Bande déchaînée

Nicolas Roux

THÉÂTRE

Pour leur première sur scène, Nicolas et Bruno ont réussi la plus difficile des épreuves : une adaptation. C’est souvent une fausse bonne idée de se dire que l’on va prendre un concept qui a marché sous une forme et le transposer dans une autre. Parce que personne n’en a besoin. Parce que les codes ne sont pas les mêmes. Parce que si l’œuvre en question est passée au stade « culte » , ça devient compliqué d’y toucher. Et puis surtout, parce que certaines sont inadaptables. Elles semblent trop complètes, trop abouties, trop folles, bref, trop personnelles pour que quelqu’un d’autre s’en empare. C’est le cas de Zaïzaïzaïzai (recomptez dans votre tête, sur l’air de Joe Dassin, vous verrez que le compte de zaï est bon), une bande dessinée loufoque de Fabcaro sortie en 2015 dans laquelle le héros devient l’ennemi public numéro 1 après avoir oublié sa carte de fidélité au supermarché. Et pourtant… Comme Alain Chabat avait réussi son Asterix : Mission Cléopâtre, Nicolas et Bruno ont accompli leur mission Fabcaro.

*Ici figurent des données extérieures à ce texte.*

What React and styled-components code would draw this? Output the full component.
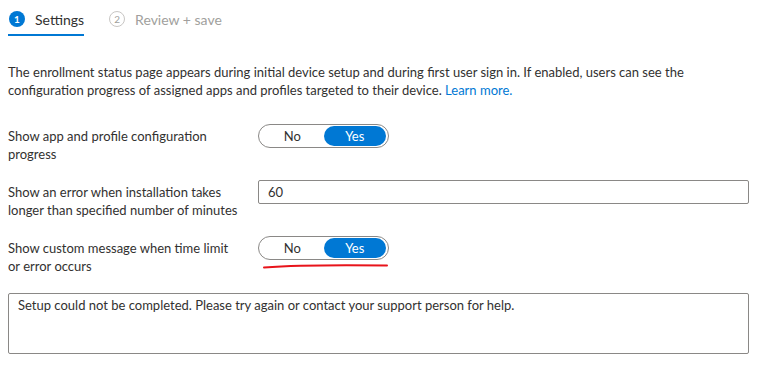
import styled, { createGlobalStyle } from "styled-components";

const GlobalStyle = createGlobalStyle`
  body {
    margin: 0;
    background: #ffffff;
    font-family: "Segoe UI", "Lato", "Open Sans", sans-serif;
    color: #323130;
  }
`;

const Page = styled.div`
  width: 766px;
  height: 367px;
  padding: 0 17px 0 8px;
  box-sizing: border-box;
  overflow: hidden;
`;

const Tabs = styled.div`
  display: flex;
  gap: 24px;
  height: 36px;
  align-items: stretch;
`;

const Tab = styled.div`
  display: flex;
  align-items: center;
  gap: 10px;
  padding: 4px 0 0 1px;
  font-size: 14px;
  color: ${(p) => (p.active ? "#323130" : "#a19f9d")};
  border-bottom: 2px solid ${(p) => (p.active ? "#0078d4" : "transparent")};
  box-sizing: border-box;
`;

const Step = styled.span`
  width: 16px;
  height: 16px;
  border-radius: 50%;
  box-sizing: border-box;
  display: inline-flex;
  align-items: center;
  justify-content: center;
  font-size: 10px;
  font-weight: ${(p) => (p.active ? 700 : 400)};
  background: ${(p) => (p.active ? "#0078d4" : "transparent")};
  color: ${(p) => (p.active ? "#ffffff" : "#a19f9d")};
  border: ${(p) => (p.active ? "none" : "1px solid #c8c6c4")};
`;

const Intro = styled.p`
  margin: 27px 0 25px;
  font-size: 13px;
  line-height: 18px;
`;

const Link = styled.a`
  color: #0078d4;
  text-decoration: none;
`;

const Rows = styled.div`
  display: flex;
  flex-direction: column;
  gap: 17px;
`;

const Row = styled.div`
  display: grid;
  grid-template-columns: 232px 1fr;
  column-gap: 18px;
  align-items: start;
  position: relative;
`;

const Label = styled.div`
  font-size: 13px;
  line-height: 18px;
  padding-top: 3px;
  min-height: 36px;
`;

const Toggle = styled.div`
  width: 131px;
  height: 24px;
  box-sizing: border-box;
  border: 1px solid #8a8886;
  border-radius: 12px;
  padding: 1px 2px;
  display: grid;
  grid-template-columns: 1fr 1fr;
`;

const Option = styled.span`
  display: flex;
  align-items: center;
  justify-content: center;
  border-radius: 10px;
  font-size: 13px;
  background: ${(p) => (p.on ? "#0078d4" : "transparent")};
  color: ${(p) => (p.on ? "#ffffff" : "#323130")};
`;

const Input = styled.div`
  height: 24px;
  box-sizing: border-box;
  border: 1px solid #8a8886;
  border-radius: 2px;
  padding: 0 9px;
  display: flex;
  align-items: center;
  font-size: 13px;
`;

const TextArea = styled.div`
  margin-top: 18px;
  height: 61px;
  box-sizing: border-box;
  border: 1px solid #8a8886;
  border-radius: 2px;
  padding: 2px 9px;
  font-size: 13px;
  line-height: 18px;
`;

const Scribble = styled.svg`
  position: absolute;
  left: 255px;
  top: 26px;
  overflow: visible;
`;

const YesNo = () => (
  <Toggle>
    <Option>No</Option>
    <Option on>Yes</Option>
  </Toggle>
);

export default function App() {
  return (
    <Page>
      <GlobalStyle />
      <Tabs>
        <Tab active>
          <Step active>1</Step>
          Settings
        </Tab>
        <Tab>
          <Step>2</Step>
          Review + save
        </Tab>
      </Tabs>
      <Intro>
        The enrollment status page appears during initial device setup and during first user sign in. If enabled, users can see the
        configuration progress of assigned apps and profiles targeted to their device. <Link href="#">Learn more.</Link>
      </Intro>
      <Rows>
        <Row>
          <Label>Show app and profile configuration progress</Label>
          <YesNo />
        </Row>
        <Row>
          <Label>Show an error when installation takes longer than specified number of minutes</Label>
          <Input>60</Input>
        </Row>
        <Row>
          <Label>Show custom message when time limit or error occurs</Label>
          <YesNo />
          <Scribble width="125" height="8" viewBox="0 0 125 8">
            <path d="M1 5.5 C 30 3.5, 70 2.8, 124 3.6" stroke="#e8141b" strokeWidth="2" fill="none" strokeLinecap="round" />
          </Scribble>
        </Row>
      </Rows>
      <TextArea>Setup could not be completed. Please try again or contact your support person for help.</TextArea>
    </Page>
  );
}
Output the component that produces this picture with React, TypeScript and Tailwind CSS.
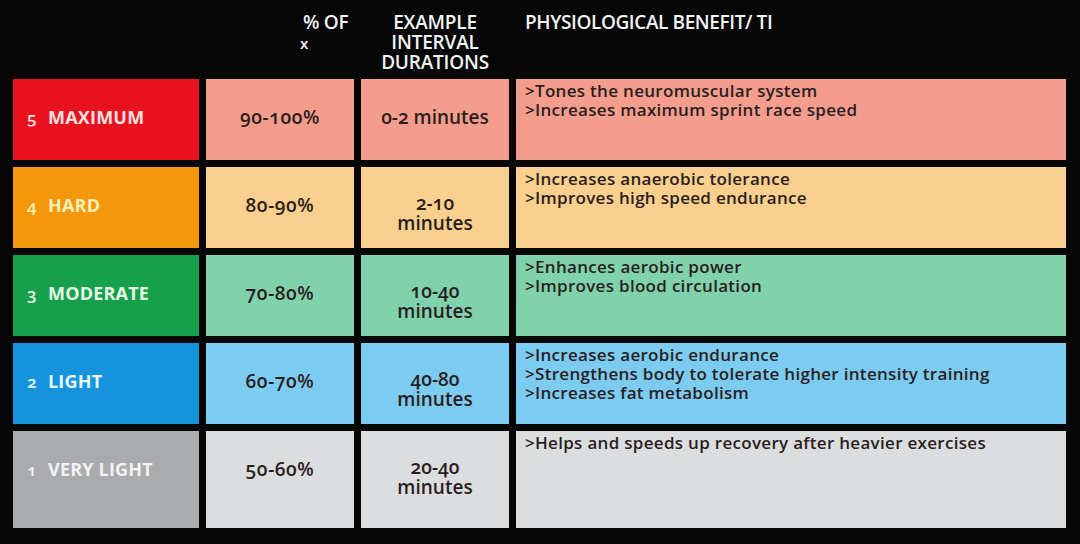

Cette adaptation est à la fois parfaitement fidèle à l’esprit de la BD, et pourtant assez inventive pour y apporter quelque chose en plus.
Nicolas et Bruno, qu’il faudrait accorder au singulier, tant, malgré les deux prénoms, l’un est indissociable de l’autre et inversement, se sont fait connaître il y a quelques années avec les « Messages à caractère informatif ». Un détournement de films d’entreprise des années 1970, 1980, scénarisés et doublés par leur soin, diffusé sur Canal+ à une époque où la chaîne n’avait pas encore perdu son esprit. Puis ils ont enchaîné avec un film, La personne aux deux personnes, avec Alain Chabat, Daniel Auteuil et une chanson qui, quinze ans plus tard, sonne encore comme une évidence : Flou de toi. L’histoire de la cohabitation d’un chanteur has been et d’un employé moyen d’une entreprise un peu triste dans le corps de ce dernier.
Un univers très proche de celui de Fabcaro. « Quand on a découvert Zaïzaïzaïzaï, quelques mois après tout le monde parce qu’au moment du succès on était enfermé dans un travail d’écriture, on s’est dit que Fabcaro était notre cousin. Il y avait des blagues dans la BD qui étaient dans le scénario qu’on venait d’écrire. Et de toute évidence, il n’avait pas pu nous les piquer puisqu’il ne savait pas qu’on les avait écrites. » Alors le duo a décidé de rencontrer l’auteur-dessinateur. Ils ont voulu acheter les droits pour le cinéma, mais sont arrivés trop tard. Ils ont parlé à Fabcaro du scénario sur lequel ils travaillaient – une idée de location de personne – quand celui-ci leur a dit qu’il avait écrit un roman, Figurec, qui traitait précisément de ce sujet. Cette fois, ils ont acheté les droits. Puis ils se sont demandé ce qu’il pourrait faire de Zaïzaïzaïzaï et ont eu l’idée de cette lecture vivante… Sans savoir à quoi elle ressemblerait.
Le résultat : un bordel organisé au millimètre. Une dinguerie d’une précision d’horloger suisse. Le tout avec des projections immenses pour mettre en valeur la qualité des dessins de Fabcaro et un musicien qui signe la BO depuis la scène. Et parfois même, si vous avez de la chance, une fin de soirée qui se transforme en karaoké géant. L’absurde a besoin d’un cadre pour s’exprimer, de limites pour le plaisir de les repousser. C’est exactement ce qui se passe sur scène et on entend alors derrière les rires francs ou surpris, les situations qui dérapent, les « fais pas le con, lâche ce poireau », et les roulades arrière des forces de l’ordre, toute la puissance d’un texte qui nous dit que le plus absurde entre cette histoire et le monde dans lequel on accepte de vivre, n’est pas forcément celui qu’on croit.

Zaïzaïzaïzaï, de Fabcaro dans une mise en scène de Nicolas et Bruno. À la Comédie de Paris, 48, rue Fontaine, Paris IXe.